In his over 25 years of experience in the construction industry, Brian Delpome, vice president of field operations for Ferreira Construction of Branchburg, says he has never seen the kind of devastation left behind by SuperStorm Sandy on Oct. 29, 2012 – save but one other day.
“Without the incredible loss of life, the shore towns in Monmouth County looked like Ground Zero on 9/11. It was insane chaos. There were houses and boats everywhere, upside down and in the middle of Route 35. There were cars buried in sink holes and sand absolutely everywhere. We moved and cleaned at least 150,000 yards of sand – town after town, there were five or six feet of sand down every side street.”
The day after the storm, when the sand had settled everywhere but the beaches, Ferreira got a call from the mayor of Belmar requesting assistance. A day later, the New Jersey Department of Transportation called in a maintenance team from Ferreira to help out. In the weeks that followed, Delpome said his team and equipment were on site wherever they were needed.
“In Belmar, there was a lot of water.

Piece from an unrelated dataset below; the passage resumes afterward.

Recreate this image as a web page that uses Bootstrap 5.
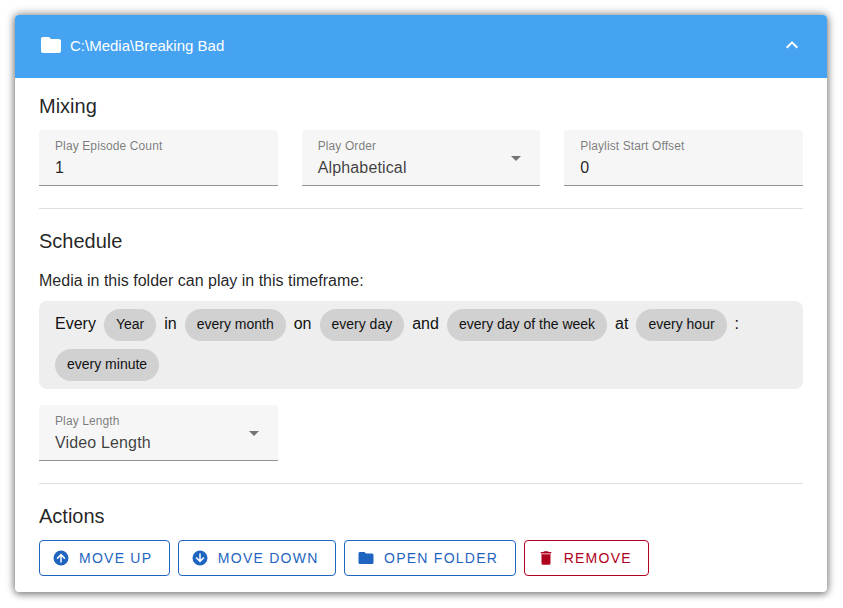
<!DOCTYPE html>
<html lang="en">
<head>
  <meta charset="UTF-8" />
  <meta name="viewport" content="width=device-width, initial-scale=1" />
  <title>Folder</title>
  <link href="https://cdn.jsdelivr.net/npm/bootstrap@5.3.3/dist/css/bootstrap.min.css" rel="stylesheet" />
  <style>
    html, body { height: 608px; }
    body {
      background-color: #fff;
      font-family: "Liberation Sans", Arial, sans-serif;
      color: rgba(0, 0, 0, .87);
      padding: 15px 16px 16px 15px;
      overflow: hidden;
    }
    .folder-panel {
      height: 577px;
      border-radius: 4px;
      background: #fff;
      box-shadow: 0 0 8px 1px rgba(0, 0, 0, .45), 0 3px 6px rgba(0, 0, 0, .2);
      overflow: hidden;
    }
    .panel-head {
      height: 63px;
      padding: 0 23px 0 24px;
      background-color: #45a3f2;
      color: #fff;
      font-size: 15px;
    }
    .panel-head svg { fill: #fff; margin-bottom: 3px; }
    .panel-head .folder-icon { margin-right: 7px; }
    .panel-body { padding: 16px 24px 0; }
    .sect-title {
      font-size: 20px;
      line-height: 24px;
      font-weight: 400;
      margin: 0;
    }
    .field-row {
      display: grid;
      grid-template-columns: repeat(3, 1fr);
      gap: 24px;
      margin-top: 12px;
    }
    .fill-field {
      height: 56px;
      padding: 9px 16px 0;
      background: #f6f6f6;
      border-bottom: 1px solid #949494;
      border-radius: 4px 4px 0 0;
      position: relative;
    }
    .field-label {
      font-size: 12px;
      line-height: 14px;
      letter-spacing: .11px;
      color: rgba(0, 0, 0, .52);
    }
    .field-value {
      font-size: 16px;
      line-height: 24px;
      letter-spacing: .15px;
      margin-top: 3px;
    }
    .field-value.is-select { color: rgba(0, 0, 0, .76); }
    .field-arrow {
      position: absolute;
      right: 12px;
      top: 16px;
      fill: #757575;
    }
    .sect-rule {
      margin: 22px 0 20px;
      border: 0;
      border-top: 1px solid #e0e0e0;
      opacity: 1;
    }
    .sched-intro { font-size: 16px; line-height: 24px; margin-top: 16px; }
    .sched-box {
      margin-top: 8px;
      padding: 8px 16px;
      height: 88px;
      background: #eee;
      border-radius: 8px;
      font-size: 16px;
      color: #111;
    }
    .sched-line { display: flex; align-items: center; height: 32px; gap: 8px; }
    .sched-line + .sched-line { margin-top: 8px; }
    .sched-line > span:not(.time-chip) { margin-top: -2px; }
    .time-chip {
      height: 32px;
      padding: 0 12px;
      border-radius: 16px;
      background: #d1d1d1;
      font-size: 14px;
      line-height: 30px;
      white-space: nowrap;
    }
    .action-row { display: flex; gap: 8px; margin-top: 12px; }
    .action-btn {
      display: flex;
      align-items: center;
      height: 36px;
      padding: 0 16.5px 0 12px;
      background: #fff;
      border: 1px solid #1f65c0;
      border-radius: 4px;
      color: #1f65c0;
      font-size: 14px;
      letter-spacing: 1.25px;
      line-height: 1;
      text-transform: uppercase;
    }
    .action-btn svg { fill: currentColor; margin-right: 9px; }
    .action-btn.is-danger { border-color: #b00020; color: #b00020; }
  </style>
</head>
<body>
  <div class="folder-panel">
    <div class="panel-head d-flex align-items-center justify-content-between">
      <div class="d-flex align-items-center">
        <svg class="folder-icon" width="24" height="24" viewBox="0 0 24 24"><path d="M10,4H4C2.89,4 2,4.89 2,6V18A2,2 0 0,0 4,20H20A2,2 0 0,0 22,18V8C22,6.89 21.1,6 20,6H12L10,4Z"/></svg>
        <span>C:\Media\Breaking Bad</span>
      </div>
      <svg width="24" height="24" viewBox="0 0 24 24"><path d="M7.41,15.41L12,10.83L16.59,15.41L18,14L12,8L6,14L7.41,15.41Z"/></svg>
    </div>

    <div class="panel-body">
      <h2 class="sect-title">Mixing</h2>
      <div class="field-row">
        <div class="fill-field">
          <div class="field-label">Play Episode Count</div>
          <div class="field-value">1</div>
        </div>
        <div class="fill-field">
          <div class="field-label">Play Order</div>
          <div class="field-value is-select">Alphabetical</div>
          <svg class="field-arrow" width="24" height="24" viewBox="0 0 24 24"><path d="M7,10L12,15L17,10H7Z"/></svg>
        </div>
        <div class="fill-field">
          <div class="field-label">Playlist Start Offset</div>
          <div class="field-value">0</div>
        </div>
      </div>

      <hr class="sect-rule" />

      <h2 class="sect-title">Schedule</h2>
      <div class="sched-intro">Media in this folder can play in this timeframe:</div>
      <div class="sched-box">
        <div class="sched-line">
          <span>Every</span><span class="time-chip">Year</span>
          <span>in</span><span class="time-chip">every month</span>
          <span>on</span><span class="time-chip">every day</span>
          <span>and</span><span class="time-chip">every day of the week</span>
          <span>at</span><span class="time-chip">every hour</span>
          <span>:</span>
        </div>
        <div class="sched-line">
          <span class="time-chip">every minute</span>
        </div>
      </div>

      <div class="field-row">
        <div class="fill-field mt-1">
          <div class="field-label">Play Length</div>
          <div class="field-value is-select">Video Length</div>
          <svg class="field-arrow" width="24" height="24" viewBox="0 0 24 24"><path d="M7,10L12,15L17,10H7Z"/></svg>
        </div>
      </div>

      <hr class="sect-rule" />

      <h2 class="sect-title">Actions</h2>
      <div class="action-row">
        <button type="button" class="action-btn">
          <svg width="18" height="18" viewBox="0 0 24 24"><path d="M13,18V10L16.5,13.5L17.92,12.08L12,6.16L6.08,12.08L7.5,13.5L11,10V18H13M12,2A10,10 0 0,1 22,12A10,10 0 0,1 12,22A10,10 0 0,1 2,12A10,10 0 0,1 12,2Z"/></svg>Move Up
        </button>
        <button type="button" class="action-btn">
          <svg width="18" height="18" viewBox="0 0 24 24"><path d="M11,6V14L7.5,10.5L6.08,11.92L12,17.84L17.92,11.92L16.5,10.5L13,14V6H11M12,22A10,10 0 0,1 2,12A10,10 0 0,1 12,2A10,10 0 0,1 22,12A10,10 0 0,1 12,22Z"/></svg>Move Down
        </button>
        <button type="button" class="action-btn">
          <svg width="18" height="18" viewBox="0 0 24 24"><path d="M10,4H4C2.89,4 2,4.89 2,6V18A2,2 0 0,0 4,20H20A2,2 0 0,0 22,18V8C22,6.89 21.1,6 20,6H12L10,4Z"/></svg>Open Folder
        </button>
        <button type="button" class="action-btn is-danger">
          <svg width="18" height="18" viewBox="0 0 24 24"><path d="M19,4H15.5L14.5,3H9.5L8.5,4H5V6H19M6,19A2,2 0 0,0 8,21H16A2,2 0 0,0 18,19V7H6V19Z"/></svg>Remove
        </button>
      </div>
    </div>
  </div>

  <script src="https://cdn.jsdelivr.net/npm/bootstrap@5.3.3/dist/js/bootstrap.bundle.min.js"></script>
</body>
</html>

We had 75 guys onsite handling everything from pumping the streets down to removing portions of the boardwalk which was scattered throughout the town,” Delpome said. “We helped remove and clean the sand, rebuilding the berm and restoring the beach as we went. We also helped people get back into their houses.”
In addition to helping out in Seabright, Mantoloking, Asbury Park, Perth Amboy and even as far north as Readington, Ferreira offered the most assistance in Seaside Heights and Ortley Beach. In fact, for seven days a week, 24 hours a day for seven weeks, Delpome said he had up to 175 guys working on the island.
The Crisdel Group of South Plainfield was brought in by Ferreira as a subcontractor to help clear debris and sand from the streets of Ortley Beach. The Crisdel team, led by executive vice president Michael Criscola, was on site for two weeks.
“It was a devastating scene,” he recalled. “ I wasn’t prepared to see what I saw. People who got there a day or two before me tried to warn me, but the sheer amount of devastation was incredible. Reminds you of how powerful the forces of Mother Nature really are. I’ve always lived near the water and I’ve seen nasty storms. But the amount of sand moved by Sandy blew my mind.”
Ferreira’s crews and equipment are still in Belmar and Ortley Beach. Delpome said he will never forget the scene he witness when he arrived in Ortley shortly after the Halloween storm.
“Our first job was to open up Route 35 but to do that, we literally had to move houses and boats from the middle of the highway. We had to lift utility poles out of the way and clear the debris and sand to allow safe passage through the town,” he said.
Working along with AshBritt Environmental, Ferreira’s men helped to remove what was left of destroyed houses, cleaning the household debris and garbage from the area to allow homeowners to be able to get in and collect whatever they could find.”
“We moved over 250,000 yards of garbage and household debris in Ortley Beach alone,” Delpome said.